Abstract
In the era of data-driven decision-making, feature-based inventory analysis has emerged as a powerful approach for enhancing operational efficiency by leveraging contextual data. However, the growing concerns over data privacy—especially with sensitive customer information—pose significant challenges to the practical deployment of such methods. This dissertation addresses this critical gap by developing a comprehensive framework for privacy-preserving inventory control under differential privacy (DP) constraints.

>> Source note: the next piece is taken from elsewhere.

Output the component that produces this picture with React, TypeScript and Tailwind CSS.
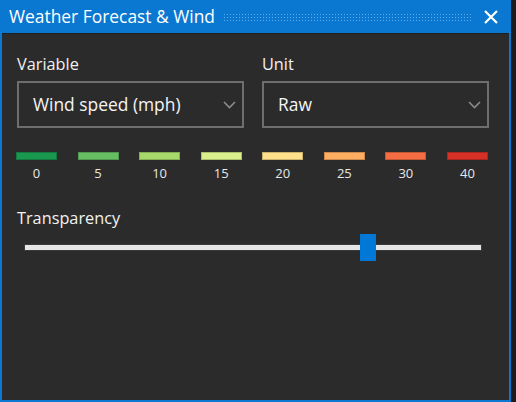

The dissertation comprises two main projects and one minor project. The first project focuses on the offline setting, where a differentially private algorithm is developed to solve the classical newsvendor problem. The proposed method utilizes smoothed empirical risk minimization and clipped noisy gradient descent within the Gaussian differential privacy (GDP) framework. The algorithm not only guarantees rigorous privacy protection but also achieves favorable statistical performance with provably low excess risk. The second project investigates the online setting, where data arrive sequentially and decisions must be made in real time. A novel differentially private stochastic sub-gradient method is proposed to address two fundamental challenges: censored demand and non-perishable inventory. The algorithm is designed to satisfy a strengthened form of local differential privacy (LDP). Despite the complexity introduced by data dependence and partial observability, the algorithm attains a sublinear regret bound. Overall, this work contributes to the fields of operations management and privacy-preserving machine learning by bridging theoretical rigor and practical relevance. It demonstrates that effective and privacy-compliant inventory control is achievable in both static and dynamic environments, paving the way for secure data utilization in modern supply chains. My dissertation also includes a minor project related to policy evaluation in reinforcement learning (RL).